Eric had a post on "security smarties" today:
The problem with Internet Security smarties: How come when really smart people who know lots about security, get together and talk about security, they don’t really touch on the fact that so much of our lifestyle, attitudes, personal tastes, insights, patterns of behaviors and such- are placed so prominently on display, that anyone with the slightest shred of skills could engage in one-on-one pyschological warfare with people?
It’s not always roses. But if you’ve blogged, flickr’d, podcasted, and videoblogged, I’m fairly certain there’s enough public transparent and disclosed information on you in the world, that someone who wants to start hell on your brain…
Because you're not talking to the right security experts? (Or that's not the topic at hand for the conversation? Hard to suss the context of the question.)
All of the security specialists I know and respect always consider this fact. The ones that are actively involved in the security of a network are accutely aware of the fact that their users are their weakest link in security.

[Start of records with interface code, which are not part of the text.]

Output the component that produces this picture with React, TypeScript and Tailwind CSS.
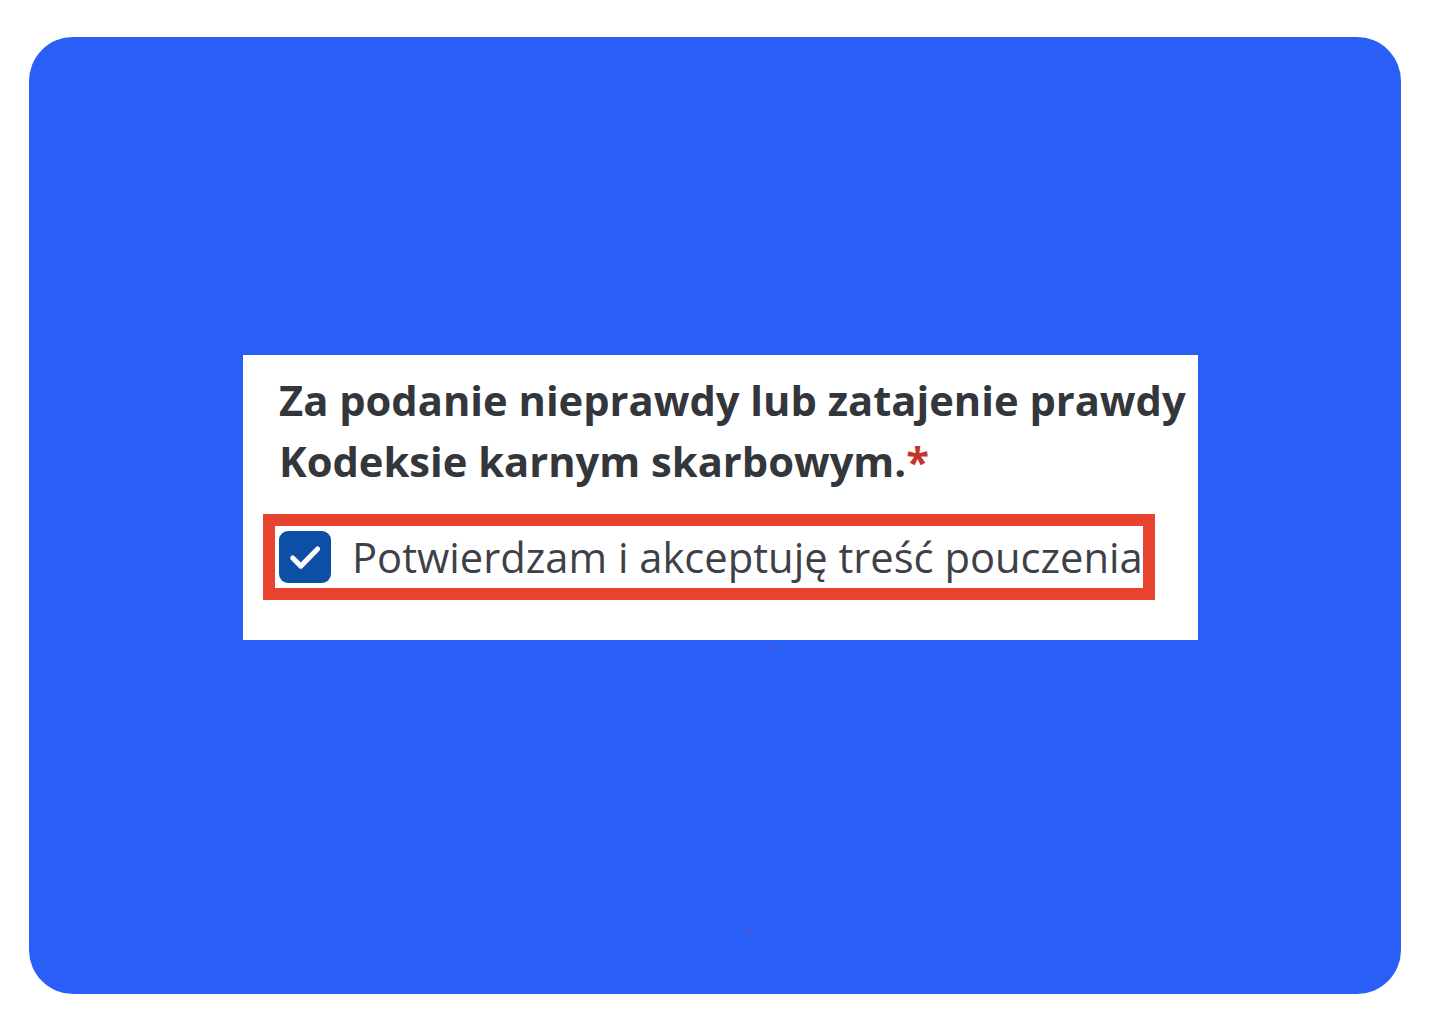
import React from "react";

export default function App() {
  return (
    <div className="w-[1440px] h-[1024px] bg-white pl-[29px] pt-[37px] pr-[39px] pb-[30px]">
      <div className="relative w-full h-full rounded-[44px] bg-[#2a5ff7] pl-[214px] pt-[318px]">
        <div
          className="w-[955px] h-[285px] bg-white overflow-hidden pt-[14px]"
          style={{ fontFamily: '"Open Sans", "Noto Sans", sans-serif' }}
        >
          <div className="pl-[36px] text-[41.7px] leading-[61px] font-bold text-[#33363b] whitespace-nowrap">
            <div>Za podanie nieprawdy lub zatajenie prawdy</div>
            <div>
              Kodeksie karnym skarbowym.<span className="text-[#c3342a]">*</span>
            </div>
          </div>
          <div className="ml-[20px] mt-[23px] w-[892px] h-[86px] border-[12px] border-[#e8432e] flex items-center pl-[4px] overflow-hidden">
            <div className="w-[52px] h-[52px] rounded-[9px] bg-[#0c4fa4] flex items-center justify-center shrink-0">
              <svg width="42" height="42" viewBox="0 0 24 24" fill="none">
                <path d="M5 12.6l4.6 4.6L19.2 7.4" stroke="white" strokeWidth="2.9" strokeLinecap="round" strokeLinejoin="round" />
              </svg>
            </div>
            <span className="ml-[21px] text-[41.7px] leading-none text-[#3d4147] whitespace-nowrap">
              Potwierdzam i akceptuję treść pouczenia
            </span>
          </div>
        </div>
        <div className="absolute left-[743px] top-[609px] w-[3px] h-[3px] rounded-full bg-[#c0304a] opacity-70" />
        <div className="absolute left-[717px] top-[894px] w-[3px] h-[3px] rounded-full bg-[#c0304a] opacity-70" />
      </div>
    </div>
  );
}
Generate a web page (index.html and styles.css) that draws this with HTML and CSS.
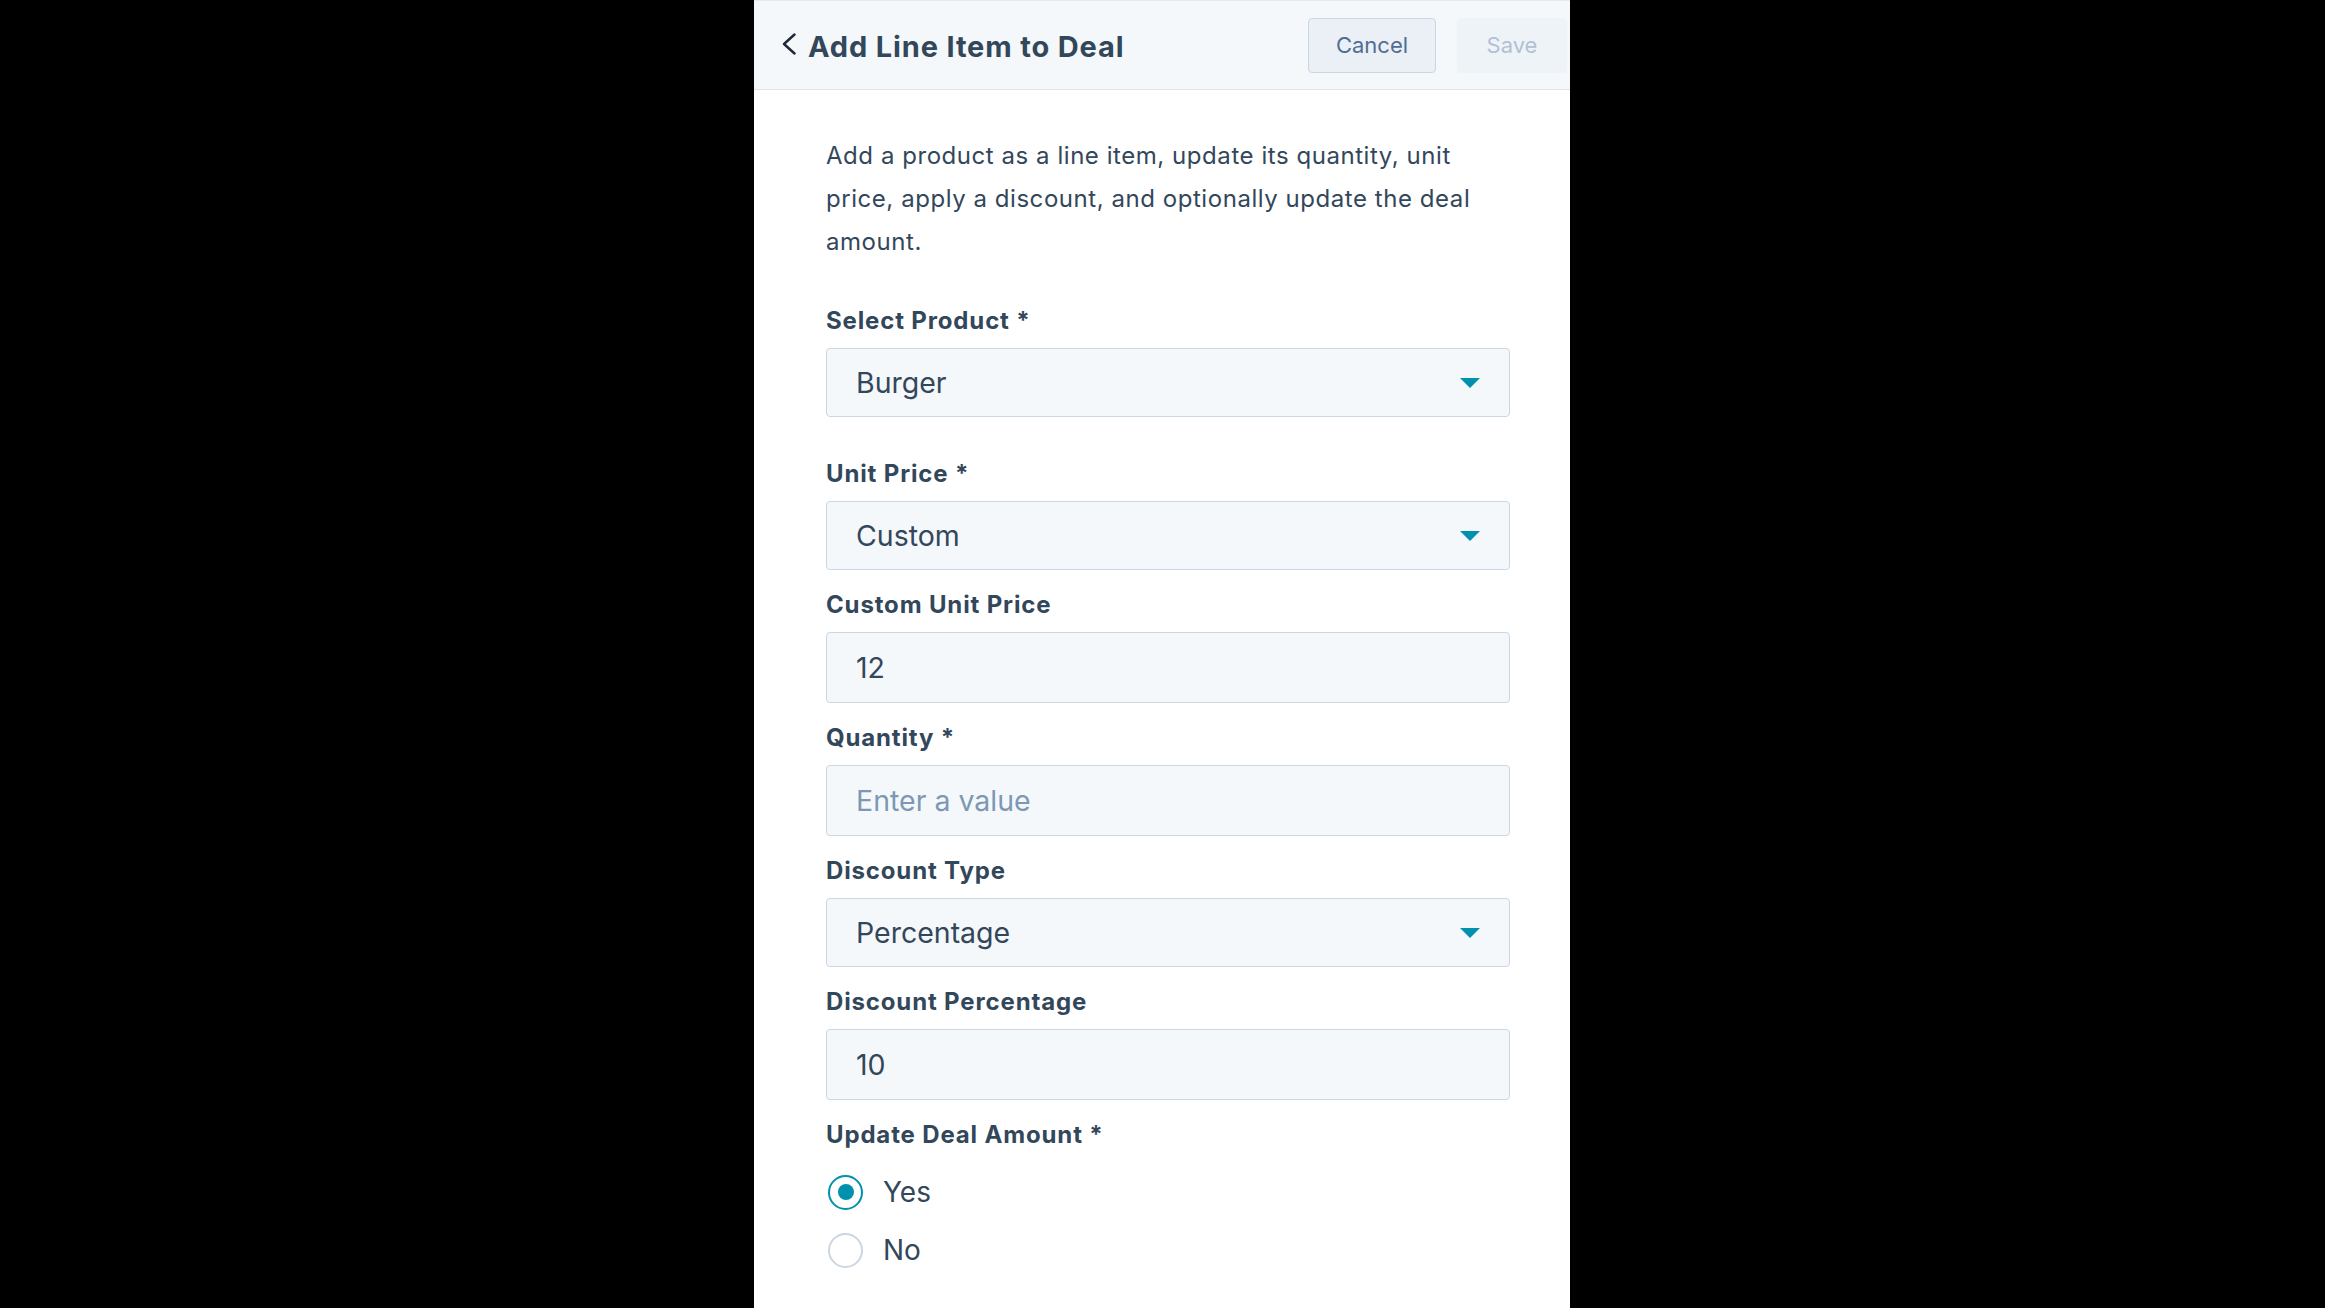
FILE: index.html
```html
<!DOCTYPE html>
<html lang="en">
<head>
<meta charset="utf-8">
<title>Add Line Item to Deal</title>
<link rel="stylesheet" href="styles.css">
</head>
<body>
<div class="stage">
  <aside class="panel">
    <header class="panel-header">
      <div class="header-title">
        <svg class="back" width="14" height="22" viewBox="0 0 14 22" aria-hidden="true"><polyline points="12.5,1.5 2,11 12.5,20.5" fill="none" stroke="#1e2a36" stroke-width="2.4" stroke-linecap="round" stroke-linejoin="round"/></svg>
        <h1 class="title">Add Line Item to Deal</h1>
      </div>
      <div class="header-actions">
        <button class="btn btn-cancel" type="button">Cancel</button>
        <button class="btn btn-save" type="button" disabled>Save</button>
      </div>
    </header>
    <div class="panel-body">
      <p class="description">Add a product as a line item, update its quantity, unit price, apply a discount, and optionally update the deal amount.</p>

      <div class="field field-spaced">
        <div class="label">Select Product *</div>
        <div class="select"><span class="value">Burger</span><svg class="caret" width="20" height="10" viewBox="0 0 20 10"><polygon points="0,0 20,0 10,10" fill="#0091ae"/></svg></div>
      </div>

      <div class="field">
        <div class="label">Unit Price *</div>
        <div class="select"><span class="value">Custom</span><svg class="caret" width="20" height="10" viewBox="0 0 20 10"><polygon points="0,0 20,0 10,10" fill="#0091ae"/></svg></div>
      </div>

      <div class="field">
        <div class="label">Custom Unit Price</div>
        <input class="input" type="text" value="12">
      </div>

      <div class="field">
        <div class="label">Quantity *</div>
        <input class="input" type="text" placeholder="Enter a value">
      </div>

      <div class="field">
        <div class="label">Discount Type</div>
        <div class="select"><span class="value">Percentage</span><svg class="caret" width="20" height="10" viewBox="0 0 20 10"><polygon points="0,0 20,0 10,10" fill="#0091ae"/></svg></div>
      </div>

      <div class="field">
        <div class="label">Discount Percentage</div>
        <input class="input" type="text" value="10">
      </div>

      <div class="field">
        <div class="label">Update Deal Amount *</div>
        <div class="radios">
          <div class="radio-row"><span class="radio radio-on"></span><span class="radio-text">Yes</span></div>
          <div class="radio-row"><span class="radio"></span><span class="radio-text">No</span></div>
        </div>
      </div>
    </div>
  </aside>
</div>
</body>
</html>
```
FILE: styles.css
```css
* { box-sizing: border-box; }
html, body { margin: 0; padding: 0; height: 100%; }
body {
  background: #000;
  font-family: Inter, "Noto Sans", sans-serif;
  color: #33475b;
}
.stage {
  display: flex;
  justify-content: flex-start;
  height: 1308px;
  padding-left: 754px;
}
.panel {
  width: 816px;
  height: 100%;
  background: #fff;
  display: flex;
  flex-direction: column;
}
.panel-header {
  height: 90px;
  background: #f5f8fa;
  border-top: 1px solid #e4e9ef;
  border-bottom: 1px solid #dfe3eb;
  display: flex;
  align-items: center;
  justify-content: space-between;
  padding: 0 3px 0 28px;
}
.header-title {
  display: flex;
  align-items: center;
  gap: 12px;
}
.back { display: block; margin-top: -2px; }
.title {
  margin: 0;
  font-size: 29px;
  font-weight: 700;
  color: #33475b;
  letter-spacing: 0.85px;
  position: relative;
  top: 1px;
}
.header-actions {
  display: flex;
  gap: 21px;
  align-items: center;
}
.btn {
  height: 55px;
  border-radius: 4px;
  font-family: inherit;
  font-size: 22px;
  font-weight: 400;
  padding: 0;
}
.btn-cancel {
  width: 128px;
  background: #eaf0f6;
  border: 1px solid #cbd6e2;
  color: #506e91;
}
.btn-save {
  width: 110px;
  background: #eef3f8;
  border: 1px solid #eef3f8;
  color: #b0c1d4;
}
.panel-body {
  padding: 44px 60px 0 72px;
}
.description {
  margin: 0 0 41px;
  font-size: 24px;
  letter-spacing: 0.55px;
  line-height: 43px;
  color: #33475b;
}
.field { margin-bottom: 18px; }
.field-spaced { margin-bottom: 40px; }
.label {
  font-size: 24px;
  font-weight: 700;
  letter-spacing: 0.85px;
  line-height: 34px;
  margin-bottom: 10px;
  color: #33475b;
}
.select, .input {
  width: 100%;
  background: #f5f8fa;
  border: 1px solid #cbd6e2;
  border-radius: 4px;
  font-family: inherit;
  font-size: 28.5px;
  color: #33475b;
}
.select {
  height: 69px;
  display: flex;
  align-items: center;
  justify-content: space-between;
  padding: 0 29px 0 29px;
}
.input {
  display: block;
  height: 71px;
  padding: 0 29px;
  outline: none;
}
.input::placeholder { color: #7c98b6; opacity: 1; }
.caret { display: block; }
.radios {
  padding-top: 8px;
  display: flex;
  flex-direction: column;
  gap: 14px;
}
.radio-row {
  height: 44px;
  display: flex;
  align-items: center;
  gap: 20px;
  padding-left: 2px;
}
.radio {
  width: 35px;
  height: 35px;
  border-radius: 50%;
  border: 2px solid #cbd6e2;
  background: #fff;
  position: relative;
  flex: none;
}
.radio-on { border-color: #0091ae; }
.radio-on::after {
  content: "";
  position: absolute;
  left: 50%;
  top: 50%;
  width: 16px;
  height: 16px;
  margin: -8px 0 0 -8px;
  border-radius: 50%;
  background: #0091ae;
}
.radio-text {
  font-size: 28px;
  color: #33475b;
}
```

The best among them also know that security is a not a state, it's a process. Part of the process is education. Education of one's self and education of their users. This goes not only for security peoples, of course, but for everybody with anything to lose. And, guess what? That's everybody who ain't dead.
Eric mentions blogging, flickr'ing, podcasting, etc*. These are all good and wonderful tools for the online age. However, like most good tools, one needs to be conscious of how one uses them. When you're talking to the web, you're talking to the world... even if you don't think they're listening. Someone you don't like, or (more importantly) doesn't like you, will be listening when you don't want them to... So, gauge carefully what you toss into the great ocean of information.
* Note that the same goes for email, chatting and forum posts. Just because you think it's private doesn't mean it is.
Hrm, well.. this was supposed to be fairly conversational and now it's ended up bring soapboxy. Time to wrap it up.